Family | Steven McConnell with Nikon 85mm 1.4G
Family | Steven McConnell with Nikon 85mm 1.4G

But I photograph mostly kids and families and I don’t find myself in the middle of a crowd in the same way as a wedding or an event photographer might. But creating dreamy, beautiful and yet fun portraits is the key part of this job and for that purpose I find the 85mm 1.4G essential.

It has all the other features you’d expect from a high-end prime — fast and precise autofocus, quiet operation and crisp optics.

Though, as a side note, I do think that build quality could be better — it’s not as flimsy as the cheap 50mm lens out there, but it’s not quite as rock-solid in feel as Nikons 14-24mm 2.8 zoom, for example.

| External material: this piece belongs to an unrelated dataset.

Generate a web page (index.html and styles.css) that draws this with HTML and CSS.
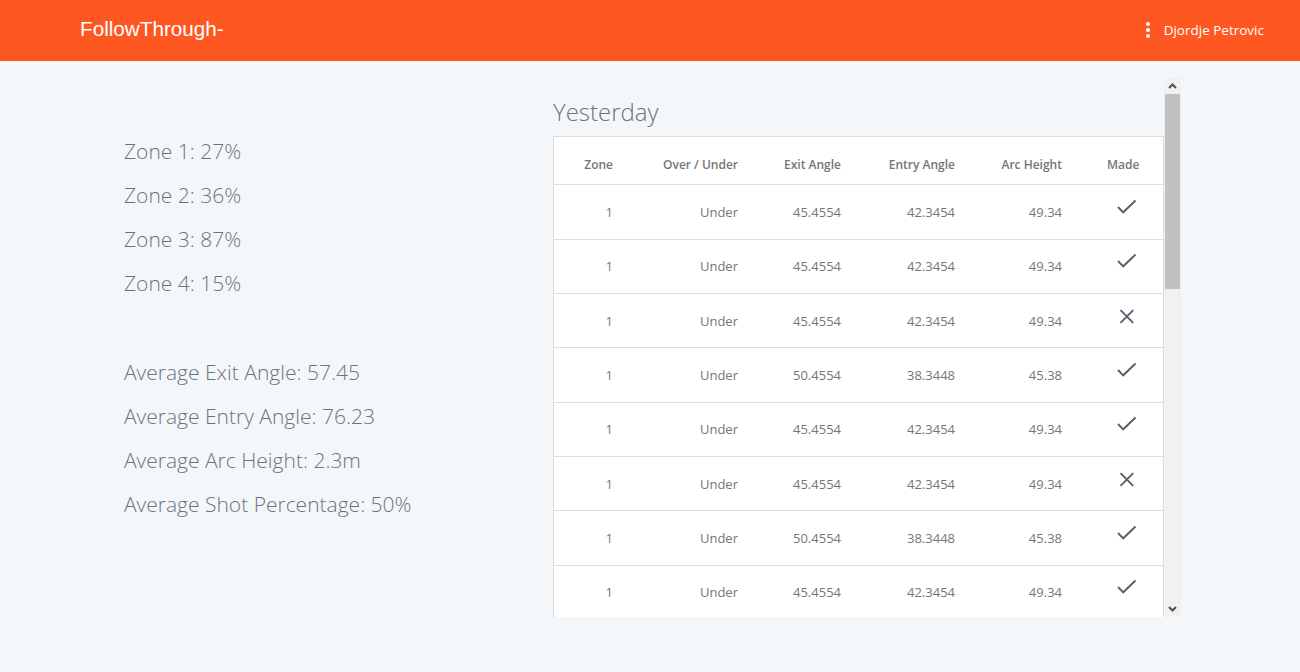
FILE: index.html
```html
<!DOCTYPE html>
<html lang="en">
<head>
<meta charset="utf-8">
<title>FollowThrough</title>
<link rel="stylesheet" href="styles.css">
</head>
<body>
<header class="topbar">
  <div class="brand">FollowThrough-</div>
  <div class="user">
    <svg class="dots" width="4" height="16" viewBox="0 0 4 16"><circle cx="2" cy="2" r="2" fill="#fff"/><circle cx="2" cy="8" r="2" fill="#fff"/><circle cx="2" cy="14" r="2" fill="#fff"/></svg>
    <span class="user-name">Djordje Petrovic</span>
  </div>
</header>
<main class="main">
  <section class="stats">
    <div class="stat-group">
      <p class="stat">Zone 1: 27%</p>
      <p class="stat">Zone 2: 36%</p>
      <p class="stat">Zone 3: 87%</p>
      <p class="stat">Zone 4: 15%</p>
    </div>
    <div class="stat-group stat-group-avg">
      <p class="stat">Average Exit Angle: 57.45</p>
      <p class="stat">Average Entry Angle: 76.23</p>
      <p class="stat">Average Arc Height: 2.3m</p>
      <p class="stat">Average Shot Percentage: 50%</p>
    </div>
  </section>
  <section class="panel">
    <div class="panel-body">
      <h2 class="panel-title">Yesterday</h2>
      <div class="card">
        <table class="shots">
          <colgroup>
            <col class="c-zone"><col class="c-ou"><col class="c-exit"><col class="c-entry"><col class="c-arc"><col class="c-made">
          </colgroup>
          <thead>
            <tr><th>Zone</th><th>Over / Under</th><th>Exit Angle</th><th>Entry Angle</th><th>Arc Height</th><th class="made">Made</th></tr>
          </thead>
          <tbody id="rows"></tbody>
        </table>
      </div>
    </div>
    <div class="scrollbar" aria-hidden="true">
      <div class="sb-btn">
        <svg width="17" height="16" viewBox="0 0 17 16"><polyline points="5,10 8.5,6.5 12,10" fill="none" stroke="#505050" stroke-width="2"/></svg>
      </div>
      <div class="sb-track">
        <div class="sb-thumb"></div>
      </div>
      <div class="sb-btn">
        <svg width="17" height="16" viewBox="0 0 17 16"><polyline points="5,6 8.5,9.5 12,6" fill="none" stroke="#505050" stroke-width="2"/></svg>
      </div>
    </div>
  </section>
</main>
<script src="app.js"></script>
</body>
</html>
```
FILE: app.js
```js
(function () {
  var a = ["1", "Under", "45.4554", "42.3454", "49.34"];
  var b = ["1", "Under", "50.4554", "38.3448", "45.38"];
  var pattern = [[a, 1], [a, 1], [a, 0], [b, 1], [a, 1], [a, 0], [b, 1], [a, 1]];
  var check = '<svg class="ico" width="24" height="24" viewBox="0 0 24 24"><polyline points="3,9 8.2,14.3 20.5,2.5" fill="none" stroke="#55606b" stroke-width="1.9"/></svg>';
  var cross = '<svg class="ico" width="24" height="24" viewBox="0 0 24 24"><path d="M5.5 3.2 L18.2 15.9 M18.2 3.2 L5.5 15.9" fill="none" stroke="#55606b" stroke-width="1.9"/></svg>';
  var html = "";
  for (var i = 0; i < pattern.length; i++) {
    var p = pattern[i];
    html += "<tr>";
    for (var j = 0; j < 5; j++) html += "<td>" + p[0][j] + "</td>";
    html += '<td class="made">' + (p[1] ? check : cross) + "</td></tr>";
  }
  document.getElementById("rows").innerHTML = html;
})();
```
FILE: styles.css
```css
html, body {
  margin: 0;
  padding: 0;
}
body {
  background: #f4f7fa;
  font-family: "Open Sans", "Liberation Sans", sans-serif;
  color: #6c757d;
}
.topbar {
  height: 61px;
  background: #ff5722;
  display: flex;
  align-items: center;
  justify-content: space-between;
  padding: 0 36px 0 80px;
}
.brand {
  font-family: "Liberation Sans", Arial, sans-serif;
  font-size: 20.7px;
  color: #fff;
  margin-top: -3px;
}
.user {
  display: flex;
  align-items: center;
  gap: 14px;
  margin-top: -2px;
}
.dots {
  display: block;
}
.user-name {
  font-size: 13.5px;
  color: #fff;
}
.main {
  display: flex;
  padding: 17px 0 0 124px;
}
.stats {
  width: 429px;
  padding-top: 51px;
}
.stat-group {
  margin: 0;
}
.stat-group-avg {
  margin-top: 45px;
}
.stat {
  margin: 0;
  font-size: 21px;
  font-weight: 300;
  line-height: 44px;
  color: #6b747e;
}
.panel {
  display: flex;
  height: 539px;
}
.panel-body {
  width: 611px;
  height: 539px;
  overflow: hidden;
}
.scrollbar {
  width: 17px;
  height: 539px;
  display: flex;
  flex-direction: column;
  background: #f1f1f1;
}
.sb-btn {
  height: 16px;
  flex: none;
}
.sb-btn svg {
  display: block;
}
.sb-track {
  flex: 1;
}
.sb-thumb {
  height: 195px;
  margin: 0 1px 0 1px;
  background: #c1c1c1;
}
.panel-title {
  margin: 0;
  padding-top: 10px;
  font-size: 24px;
  font-weight: 300;
  line-height: 48px;
  color: #6b747e;
}
.card {
  width: 611px;
  box-sizing: border-box;
  background: #fff;
  border: 1px solid #dcdcdc;
}
.shots {
  width: 609px;
  table-layout: fixed;
  border-collapse: collapse;
}
.c-zone { width: 77px; }
.c-ou { width: 125px; }
.c-exit { width: 103px; }
.c-entry { width: 114px; }
.c-arc { width: 107px; }
.c-made { width: 83px; }
.shots th {
  height: 36.4px;
  padding: 0 18px 11px 0;
  vertical-align: bottom;
  text-align: right;
  font-size: 12px;
  font-weight: 600;
  line-height: 16px;
  color: #757575;
  border-bottom: 1px solid #dedede;
}
.shots td {
  height: 53.35px;
  padding: 0 18px 0 0;
  text-align: right;
  font-size: 13px;
  color: #767676;
  border-bottom: 1px solid #dedede;
  vertical-align: middle;
}
.shots th.made {
  text-align: left;
  padding-left: 27px;
  padding-right: 0;
}
.shots td.made {
  text-align: left;
  padding-left: 35px;
  padding-right: 0;
}
.ico {
  display: block;
  margin-top: -4px;
}
```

Girl | Steven McConnell with Nikon 85mm 1.4G
Girl | Steven McConnell with Nikon 85mm 1.4G

The main thing here is to remember that this lens is not a “magic bullet” that will create better photos for you. As always, it helps to keep in the back of your mind that it’s not your equipment that creates a great photograph, but you. Your lens will only help you emphasise the great qualities of a photograph — it will not create them for you.

When I said that you have to get the lighting right before, I really meant it. To get the most out of this prime lens, you need to really nail getting a shadow and a lit side on your subjects’ faces.

It may be a barely noticeable difference in lighting or a dramatic one, but it needs to be there.

And don’t forget that zoom here is fully manual, it involves using your feet. If you don’t like to be light on your feet, then get a zoom instead.

+++ You can order the Nikon 85mm 1.4G from Amazon.

Bench | Steven McConnell with Nikon 85mm 1.4G
Bench | Steven McConnell with Nikon 85mm 1.4G

Steven McConnell is a professional family photographer based in Sydney, Australia.

He is passionate about creating photographs which communicate real stories and creating a business which creates real value.

His website is

  • Drazen B.

    Wow, you read my mind Steven…exactly my thoughts. I owned for a short time both Nikon’s latest 85mm versions – a ‘pedestrian’ f/1.8G and a pro f/1.4G. Money was kind of an issue back then and I tried really hard to justify owning the cheaper model and selling the f/1.4G to recover the $$ cost but that extra pop and photo tri-dimensionality I could get with the f/1.4G lens I could never replicate with the 1.8 lens, no matter how hard I tried.
    And you’re right – it’s not always there, you really need to ‘find’ it and ‘fight’ for it…light has to be perfect, subject focus plane alignment to the camera and isolation from the backgound at those wide and tricky aperture values, even more important. Needless to say, f/1.8G variant is now with a new owner and no one will be able to pry the legendary f/1.4G lens off my hands anymore…ever ;)

    You won’t see this mentioned in web reviews of the 85mm f/1.4G lens, reviewers are focusing more on a technical aspects and characteristics of this lens rather than what you described above. There is a reason why the glass in 1.4G is larger than in 1.8G lens and why there are more elements and groups, as well as being a nano-coated wide-aperture lens, which is almost unmatched photo IQ in any other 85mm lens produced so far.

  • Rosco Tanner

    Pretty much sums up my own observation about this lens. Neither of my other f1.4 Nikon lens produce such a beautiful subject isolation in almost “3D” appearance Steve mentions in his article.
    A keeper lens, for sure.

  • Marko

    I have owned until recently 5 pro-level Nikon lenses. Curently reduced to only two, 14-24mm f/2.8 and 85mm f/1.4G.

    These two are just too sweet to let go as I’m sure I will feel sorry if I do so. I also ‘feel’ the 85mm f/1.4G lens…I really do. It’s something about the photos coming out of the camera taken thru this glass that I cannot descibe, something trully magical.

  • genoid

    Nikon 85mm f/1.4G is a trully magnificent piece of kit.

    No other Nikon 85mm nor even Canon 85mm f/1.2L glass comes close, IMO, sorry.

    And I have pretty much owned them all from Nikon and Canon, 2 Canon pro 85mm L glass variations and 3 Nikon pro 85mm versions.

  • Tim

    Wow very nice photos! May I ask how much aperture was actually used on these photos?

  • bertbopper

    Just try a 2.8 85mm PCE sometime. It is the magic bullet! The 1.4 is awesome, but the PCE is astonishing. It is the best portrait lens ever made by Nikon.

  • Nathaniel

    I am also one of those who has briefly owned both the 1.4G and 1.8G versions, and kept the f/1.4G pro version. Just as others, I found images from 1.8G compared to 1.4G a bit flat and definitely not up to its older brother in dynamic range my D800 offers and demands from the glass.
    However the output from both lenses will look most likeley close to 1:1 to an untrained eye, hence the sales of 1.8G version will surpass the sales of the expensive 1.4G.

  • Ozkan Ozmen

    Thank you Steven for this interesting review.